Ещё ближе к теме – воспоминания Альбрехта Шёнхерра, ученика Бонхёффера. Он знал его лично, трудился с ним, жил бок о бок. И вот что он вспоминает:
Ich habe nie etwas Minderwertiges, Zuchtloses, Gemeines an ihm entdeckt. Er konnte locker sein, aber er ließ sich nicht gehen.
«Я никогда не видел в нём ничего низкого, распущенного, грубого. Он умел быть непринуждённым, но не позволял себе расплываться».
И ещё важнее:
Bonhoeffer hat es verabscheut, Menschen an sich zu binden; vielleicht zog es gerade darum viele zu ihm hin.
«Бонхёфферу претила мысль привязывать людей к себе; возможно, именно поэтому столь много людей тянулось к нему».
Это – описание человека, лишённого манипулятивности и скрытой двусмысленности. Если бы Бонхёффер вёл скрытую жизнь, она неизбежно оставила бы следы: одного адресата, одного объекта привязанности, единый эмоциональный центр.
Но мы видим совсем другое. В Барселоне, в Америке, в Германии – везде у Бонхёффера были друзья. Не один «близкий» друг, а дружеские круги. Это трудно вписать в модель «скрытой эротизации». Так не выглядит тайная жизнь, так выглядит человек, который много и щедро отдаёт себя людям и не требует взамен зависимости.
Про любовь
Самый серьёзный аргумент – его любовь ко Христу и Его правде. Дитрих Бонхёффер был человеком предельной честности. Его этика основана на идее цельности личности перед Богом. Он слишком много говорил о «жизни в свете», слишком последовательно выступал против всякой духовной раздвоённости, чтобы скрывать такую значимую часть себя.

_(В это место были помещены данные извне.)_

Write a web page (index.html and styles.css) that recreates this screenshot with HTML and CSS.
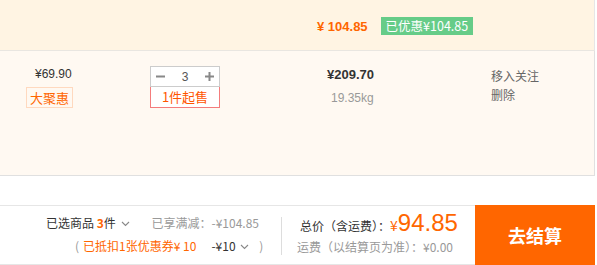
FILE: index.html
```html
<!DOCTYPE html>
<html lang="zh">
<head>
<meta charset="utf-8">
<link rel="stylesheet" href="styles.css">
</head>
<body>
<div class="cart">
  <div class="promo-row">
    <span class="promo-price">¥ 104.85</span>
    <span class="promo-tag">已优惠¥104.85</span>
  </div>
  <div class="item-row">
    <div class="col-price">
      <div class="unit-price">¥69.90</div>
      <span class="deal-tag">大聚惠</span>
    </div>
    <div class="col-qty">
      <div class="qty-box">
        <span class="qty-btn">
          <svg width="9" height="9" viewBox="0 0 9 9"><rect x="0" y="3.5" width="9" height="2" fill="#888"/></svg>
        </span>
        <span class="qty-num">3</span>
        <span class="qty-btn">
          <svg width="9" height="9" viewBox="0 0 9 9"><rect x="0" y="3.5" width="9" height="2" fill="#888"/><rect x="3.5" y="0" width="2" height="9" fill="#888"/></svg>
        </span>
      </div>
      <div class="qty-min">1件起售</div>
    </div>
    <div class="col-sum">
      <div class="sum">¥209.70</div>
      <div class="weight">19.35kg</div>
    </div>
    <div class="col-ops">
      <div class="op">移入关注</div>
      <div class="op">删除</div>
    </div>
  </div>
  <div class="spacer"></div>
  <div class="bar">
    <div class="bar-left">
      <div class="bar-line1">
        <span class="sel">已选商品 <b class="orange">3</b>件 <svg class="chev" width="9" height="6" viewBox="0 0 9 6"><path d="M1 1 L4.5 4.5 L8 1" fill="none" stroke="#888" stroke-width="1.1"/></svg></span>
        <span class="full-cut">已享满减：-¥104.85</span>
      </div>
      <div class="bar-line2">
        <span class="paren">(</span>
        <span class="orange">已抵扣1张优惠券¥ 10</span>
        <span class="coupon">-¥10 <svg class="chev" width="9" height="6" viewBox="0 0 9 6"><path d="M1 1 L4.5 4.5 L8 1" fill="none" stroke="#888" stroke-width="1.1"/></svg></span>
        <span class="paren">)</span>
      </div>
    </div>
    <div class="divider"></div>
    <div class="bar-total">
      <div class="total-line"><span class="total-label">总价（含运费）：</span><span class="total-yen">¥</span><span class="total-num">94.85</span></div>
      <div class="freight">运费（以结算页为准）：¥0.00</div>
    </div>
    <div class="checkout">去结算</div>
  </div>
</div>
</body>
</html>
```
FILE: styles.css
```css
* { box-sizing: border-box; }
html, body { margin: 0; padding: 0; background: #fff; }
body {
  font-family: "Noto Sans CJK SC", "Noto Sans", sans-serif;
  font-size: 12px;
  color: #333;
}
.cart { width: 595px; }
.promo-row {
  height: 51px;
  background: #fff4e3;
  border-right: 1px solid #e6e6e6;
  border-bottom: 1px solid #e9e6e1;
  display: flex;
  align-items: center;
  padding-left: 317px;
  padding-top: 2px;
}
.promo-price {
  font-family: "Liberation Sans", sans-serif;
  font-weight: bold;
  font-size: 13px;
  color: #ff6600;
}
.promo-tag {
  margin-left: 13px;
  background: #66cc88;
  color: #fff;
  height: 18px;
  line-height: 18px;
  padding: 0 5px;
  font-size: 12.5px;
  display: inline-flex;
  align-items: center;
}
.item-row {
  height: 125px;
  background: #fff9f2;
  border-right: 1px solid #e0e0e0;
  border-bottom: 1px solid #e0e0e0;
  display: flex;
  align-items: flex-start;
  padding-top: 15px;
}
.col-price { width: 150px; padding-left: 26px; }
.unit-price {
  font-family: "Liberation Sans", "Noto Sans CJK SC", sans-serif;
  font-size: 12px;
  color: #333;
  padding-left: 9px;
  line-height: 16px;
}
.deal-tag {
  display: inline-block;
  margin-top: 5px;
  height: 21px;
  line-height: 19px;
  padding: 0 3px;
  border: 1px solid #ffd9bf;
  color: #ff6600;
  font-size: 13px;
}
.col-qty { width: 177px; }
.qty-box {
  width: 70px;
  height: 21px;
  border: 1px solid #cccccc;
  background: #fff;
  display: flex;
  align-items: center;
  justify-content: space-between;
  padding: 0 5px;
}
.qty-btn { display: flex; align-items: center; }
.qty-num { font-family: "Liberation Sans", sans-serif; color: #555; font-size: 12px; }
.qty-min {
  width: 70px;
  height: 21px;
  border: 1px solid #f47c7c;
  border-top: none;
  background: #fff;
  color: #ff5500;
  text-align: center;
  line-height: 19px;
  font-size: 13px;
}
.col-sum { width: 164px; padding-top: 1px; }
.sum {
  font-family: "Liberation Sans", sans-serif;
  font-weight: bold;
  font-size: 13px;
  color: #333;
  line-height: 16px;
}
.weight {
  font-family: "Liberation Sans", sans-serif;
  color: #999;
  font-size: 12px;
  margin-top: 8px;
  padding-left: 4px;
}
.op { color: #666; font-size: 12px; line-height: 19px; }
.spacer { height: 29px; }
.bar {
  height: 60px;
  border-top: 1px solid #e6e6e6;
  border-bottom: 1px solid #e6e6e6;
  display: flex;
  align-items: stretch;
}
.bar-left { width: 281px; padding-left: 46px; padding-top: 7px; }
.bar-line1 { display: flex; align-items: center; height: 18px; }
.sel { color: #333; }
.sel b { font-weight: bold; }
.orange { color: #ff6600; }
.chev { margin-left: 2px; vertical-align: middle; }
.full-cut { color: #999; margin-left: 22px; }
.bar-line2 { display: flex; align-items: center; height: 18px; margin-top: 5px; margin-left: 29px; }
.paren { color: #999; }
.bar-line2 .orange { margin-left: 4px; }
.coupon { margin-left: 15px; color: #333; }
.bar-line2 .paren:last-child { margin-left: 10px; }
.divider { width: 1px; background: #ddd; margin: 11px 0 9px; }
.bar-total { width: 193px; padding-left: 18px; padding-top: 3px; }
.total-line { display: flex; align-items: baseline; height: 28px; }
.total-label { color: #333; font-size: 12px; }
.total-yen { color: #ff6600; font-size: 14px; }
.total-num { color: #ff6600; font-size: 24px; font-family: "Liberation Sans", sans-serif; }
.freight { color: #999; font-size: 12px; margin-left: -3px; margin-top: 1px; }
.checkout {
  width: 120px;
  background: #ff6600;
  color: #fff;
  font-size: 18px;
  font-weight: bold;
  display: flex;
  align-items: center;
  justify-content: center;
  margin: -1px 0;
}
```
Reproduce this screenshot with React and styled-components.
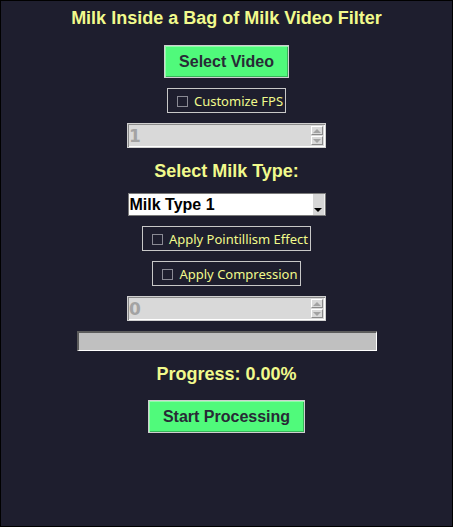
import React from "react";
import styled, { createGlobalStyle } from "styled-components";

const Global = createGlobalStyle`
  html, body { margin: 0; padding: 0; background: #1e1e2e; }
  * { box-sizing: border-box; }
`;

const Window = styled.div`
  width: 453px;
  height: 527px;
  border: 1px solid #000;
  background: #1e1e2e;
  display: flex;
  flex-direction: column;
  align-items: center;
  padding-top: 7px;
  font-family: "Liberation Sans", Arial, sans-serif;
`;

const Heading = styled.div`
  font-weight: bold;
  font-size: 18px;
  line-height: 21px;
  height: 21px;
  color: #f1fa8c;
  white-space: nowrap;
  margin-top: ${(p) => p.$mt || 0}px;
`;

const ActionButton = styled.button`
  height: 33px;
  padding: 0 14px;
  margin-top: ${(p) => p.$mt || 0}px;
  background: #50fa7b;
  color: #282a36;
  font-family: "Liberation Sans", Arial, sans-serif;
  font-weight: bold;
  font-size: 16px;
  line-height: 19px;
  border: 1px solid #cfcfcf;
  box-shadow: inset 1px 1px 0 #8dffa9, inset -1px -1px 0 #37b45a;
  white-space: nowrap;
  cursor: pointer;
`;

const CheckFrame = styled.label`
  display: flex;
  align-items: center;
  gap: 6px;
  height: 25px;
  margin-top: 10px;
  padding: 0 2px 0 9px;
  border: 1px solid #c8c8c8;
  font-family: "Noto Sans", "DejaVu Sans", sans-serif;
  font-size: 13px;
  color: #f1fa8c;
  white-space: nowrap;
`;

const CheckBox = styled.span`
  width: 11px;
  height: 11px;
  margin-top: 1px;
  border: 1px solid #8a8a94;
  flex: none;
`;

const Spin = styled.div`
  width: 199px;
  height: 25px;
  margin-top: 10px;
  display: flex;
  align-items: center;
  border: 1px solid #d0d0d0;
  background: #d9d9d9;
  box-shadow: inset 1px 1px 0 #8a8a8a, inset -1px -1px 0 #ffffff;
`;

const SpinValue = styled.div`
  flex: 1;
  padding-left: 1px;
  font-family: "DejaVu Sans", sans-serif;
  font-weight: bold;
  font-size: 17px;
  line-height: 20px;
  color: #a3a3a3;
`;

const ArrowCol = styled.div`
  display: flex;
  flex-direction: column;
  gap: 1px;
  height: 100%;
  padding: 2px 2px 2px 0;
`;

const ArrowBtn = styled.div`
  width: 12px;
  flex: 1;
  display: flex;
  align-items: center;
  justify-content: center;
  border-top: 1px solid #ffffff;
  border-left: 1px solid #ffffff;
  border-bottom: 1px solid #8a8a8a;
  border-right: 1px solid #8a8a8a;
  background: #d9d9d9;
`;

const Tri = styled.span`
  width: 0;
  height: 0;
  border-left: 4px solid transparent;
  border-right: 4px solid transparent;
  ${(p) =>
    p.$down
      ? "border-top: 4px solid #a3a3a3;"
      : "border-bottom: 4px solid #a3a3a3;"}
`;

const Select = styled.div`
  width: 198px;
  height: 23px;
  margin-top: 11px;
  display: flex;
  align-items: stretch;
  background: #ffffff;
  border: 1px solid #7a7a7a;
  font-family: "Liberation Sans", Arial, sans-serif;
  font-weight: bold;
  font-size: 16px;
  color: #000;
`;

const SelectText = styled.div`
  flex: 1;
  display: flex;
  align-items: center;
  padding-left: 1px;
  white-space: nowrap;
`;

const SelectIndicator = styled.div`
  width: 12px;
  background: #d6d6d6;
  border-right: 1px solid #f0f0f0;
  display: flex;
  align-items: flex-end;
  justify-content: center;
  padding-bottom: 3px;
`;

const DownArrow = styled.span`
  width: 0;
  height: 0;
  border-left: 4px solid transparent;
  border-right: 4px solid transparent;
  border-top: 4px solid #000;
`;

const ProgressTrack = styled.div`
  width: 300px;
  height: 20px;
  margin-top: 10px;
  background: #c0c0c0;
  border-top: 2px solid #5c5c5c;
  border-left: 2px solid #5c5c5c;
  border-bottom: 1px solid #ffffff;
  border-right: 1px solid #ffffff;
`;

const ProgressFill = styled.div`
  height: 100%;
  background: #50fa7b;
`;

function SpinBox({ value }) {
  return (
    <Spin>
      <SpinValue>{value}</SpinValue>
      <ArrowCol>
        <ArrowBtn>
          <Tri />
        </ArrowBtn>
        <ArrowBtn>
          <Tri $down />
        </ArrowBtn>
      </ArrowCol>
    </Spin>
  );
}

function Check({ label }) {
  return (
    <CheckFrame>
      <CheckBox />
      <span>{label}</span>
    </CheckFrame>
  );
}

export default function App() {
  const progress = 0;
  return (
    <>
      <Global />
      <Window>
        <Heading>Milk Inside a Bag of Milk Video Filter</Heading>
        <ActionButton $mt={16}>Select Video</ActionButton>
        <Check label="Customize FPS" />
        <SpinBox value="1" />
        <Heading $mt={13}>Select Milk Type:</Heading>
        <Select>
          <SelectText>Milk Type 1</SelectText>
          <SelectIndicator>
            <DownArrow />
          </SelectIndicator>
        </Select>
        <Check label="Apply Pointillism Effect" />
        <Check label="Apply Compression" />
        <SpinBox value="0" />
        <ProgressTrack>
          <ProgressFill style={{ width: `${progress}%` }} />
        </ProgressTrack>
        <Heading $mt={13}>Progress: {progress.toFixed(2)}%</Heading>
        <ActionButton $mt={15}>Start Processing</ActionButton>
      </Window>
    </>
  );
}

Ещё скептики любят говорить: «Ах, но он так поздно полюбил! Значит, скрывал что-то». Но это – снова анахронизм. Зумеры женятся в двадцать лет, миллениалы и в сорок не всегда готовы съехать от родителей. Что значит поздно? Он полюбил тогда, когда полюбил.

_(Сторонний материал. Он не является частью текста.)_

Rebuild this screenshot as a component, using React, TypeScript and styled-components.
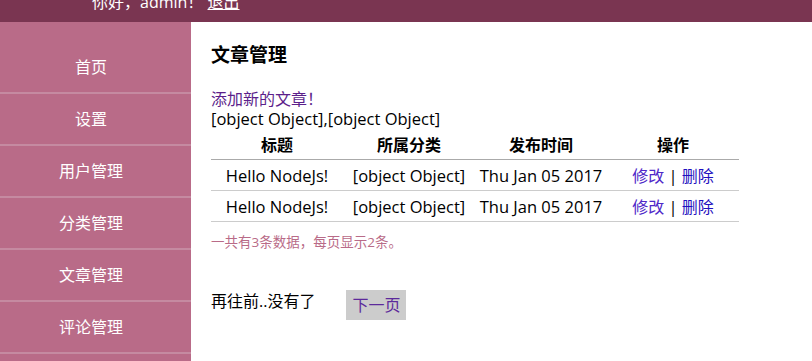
import React from 'react'
import styled, { createGlobalStyle } from 'styled-components'

const GlobalStyle = createGlobalStyle`
    html, body {
        margin: 0;
        padding: 0;
        background: #fff;
    }
    body {
        font-family: "Open Sans", "Noto Sans CJK SC", sans-serif;
        font-size: 16px;
        color: #000;
    }
`

const menu = ['首页', '设置', '用户管理', '分类管理', '文章管理', '评论管理']

const articles = [
    { title: 'Hello NodeJs!', category: '[object Object]', time: 'Thu Jan 05 2017' },
    { title: 'Hello NodeJs!', category: '[object Object]', time: 'Thu Jan 05 2017' },
]

export default function App() {
    return (
        <>
            <GlobalStyle />
            <TopBar>
                <Greeting>
                    你好，admin！ <Logout href="#">退出</Logout>
                </Greeting>
            </TopBar>
            <Layout>
                <Sidebar>
                    {menu.map((item) => (
                        <MenuItem key={item}>{item}</MenuItem>
                    ))}
                </Sidebar>
                <Main>
                    <Title>文章管理</Title>
                    <Line>
                        <AddLink href="#">添加新的文章！</AddLink>
                    </Line>
                    <Line>[object Object],[object Object]</Line>
                    <Table>
                        <thead>
                            <tr>
                                <Th>标题</Th>
                                <Th>所属分类</Th>
                                <Th>发布时间</Th>
                                <Th>操作</Th>
                            </tr>
                        </thead>
                        <tbody>
                            {articles.map((a, i) => (
                                <tr key={i}>
                                    <Td>{a.title}</Td>
                                    <Td>{a.category}</Td>
                                    <Td>{a.time}</Td>
                                    <Td>
                                        <ActionLink href="#" $tone="edit">修改</ActionLink> |{' '}
                                        <ActionLink href="#" $tone="delete">删除</ActionLink>
                                    </Td>
                                </tr>
                            ))}
                        </tbody>
                    </Table>
                    <Summary>一共有3条数据，每页显示2条。</Summary>
                    <Pager>
                        <PagerText>再往前..没有了</PagerText>
                        <NextButton href="#">下一页</NextButton>
                    </Pager>
                </Main>
            </Layout>
        </>
    )
}

const TopBar = styled.div`
    height: 22px;
    background: #7a3551;
    overflow: hidden;
    padding-left: 92px;
`

const Greeting = styled.div`
    margin-top: -10px;
    line-height: 24px;
    font-size: 16px;
    color: #fff;
`

const Logout = styled.a`
    color: #fff;
    text-decoration: underline;
`

const Layout = styled.div`
    display: flex;
    min-height: 339px;
`

const Sidebar = styled.ul`
    width: 191px;
    flex-shrink: 0;
    margin: 0;
    padding: 20px 0 0;
    box-sizing: border-box;
    background: #b96b88;
    list-style: none;
`

const MenuItem = styled.li`
    height: 50px;
    line-height: 50px;
    text-align: center;
    color: #fff;
    font-size: 16px;
    border-bottom: 2px solid #c58aa1;
    padding-right: 9px;
`

const Main = styled.div`
    flex: 1;
    padding: 20px;
`

const Title = styled.h3`
    margin: 0 0 21px;
    font-size: 19px;
    line-height: 26px;
    font-weight: bold;
`

const Line = styled.div`
    line-height: 20px;
    font-size: 16.5px;
`

const AddLink = styled.a`
    color: #5c1f8b;
    text-decoration: none;
    font-size: 16px;
`

const Table = styled.table`
    width: 528px;
    table-layout: fixed;
    border-collapse: collapse;
`

const Th = styled.th`
    height: 30px;
    padding: 0;
    text-align: center;
    font-weight: bold;
    border-bottom: 1px solid #aaa;
`

const Td = styled.td`
    height: 30px;
    padding: 0;
    text-align: center;
    font-size: 16.5px;
    border-bottom: 1px solid #ccc;
`

const ActionLink = styled.a<{ $tone: 'edit' | 'delete' }>`
    color: ${(p) => (p.$tone === 'edit' ? '#4e27c8' : '#1f10c0')};
    text-decoration: none;
    font-size: 16px;
`

const Summary = styled.div`
    margin-top: 12px;
    font-size: 13.5px;
    line-height: 17px;
    color: #b96b88;
`

const Pager = styled.div`
    display: flex;
    align-items: flex-start;
    gap: 31px;
    margin-top: 39px;
`

const PagerText = styled.span`
    margin-top: 1px;
    line-height: 20px;
`

const NextButton = styled.a`
    display: block;
    padding: 0 6px;
    line-height: 30px;
    background: #ccc;
    color: #5c2a9b;
    text-decoration: none;
`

Его письма к Марии – это письма любящего человека: глубокие, тёплые, зрелые. Там нет борьбы с «нежелательным» влечением. Да и сама ситуация просто абсурдна: мужчина в тюрьме, под угрозой расстрела, вдруг решает притворяться гетеросексуалом, чтобы что-то скрыть.
Дым без огня
Почему же этот миф так цепляется за Бонхёффера? Мне видится тут несколько причин.
Дитрих Бонхёффер. Фото: dietrich-bonhoeffer.netОдним из наиболее часто цитируемых аргументов в пользу версии о «скрытой гомосексуальности» Бонхёффера называют его дружбу с Эберхардом Бетге. Некоторые авторы, не являющиеся специалистами по жизни и творчеству Бонхёффера, трактовали близкие духовные отношения между ними как «эротическую привязанность». Такие интерпретации появлялись в популярных журнальных статьях начала 2000-х, в блогах и у отдельных ЛГБТ-публицистов (международное движение ЛГБТ признано в РФ экстремистским). Однако ни один академический биограф, включая самого Бетге, не подтверждает подобного прочтения. А другой биограф Бонхёффера – Фердинанд Шлингензипен – утверждал прямо противоположное, что предположения о гомосексуальности Бонхёффера не имеют под собой никакой исторической основы.
Отдельно выделяют переписку между Бонхёффером и Бетге из тюрьмы. Некоторые фразы из этих писем воспринимаются как «слишком интимные». Но не забываем контекст: стиль мужской дружбы в Германии начала XX века был значительно эмоциональнее современного, а письма писались в условиях изоляции, ужаса войны и угрозы смерти. Кстати, письма к Марии фон Ведемейер, его невесте, по глубине и теплоте ничуть не уступают переписке с Бетге, что ясно показывает, что эмоциональная выразительность не была уникальной для одной дружбы.
Наконец, часть подобных утверждений рождается из идеологических интерпретаций. Современные авторы – чаще других в этой связи вспоминают профессора религиоведения из Университета Вирджинии Чарльза Марша – порой пытаются «переписать» историю, чтобы показать, что некоторые христианские мыслители могли быть частью ЛГБТК+ сообщества (международное движение ЛГБТ признано в РФ экстремистским, по-видимому это относится и к аббревиатуре ЛГБТК+), расширяя дискуссию об идентичности. Но сами эти авторы обычно признают, что это не факт, а лишь «возможность», основанная на спекуляции, а не на документальных доказательствах. Про того же Марша пишут, что в своей книге “Strange Glory” он предполагает, что Бонхеффер, возможно, испытывал однополое влечение к своему студенту, другу и впоследствии биографу Эберхарду Бетге.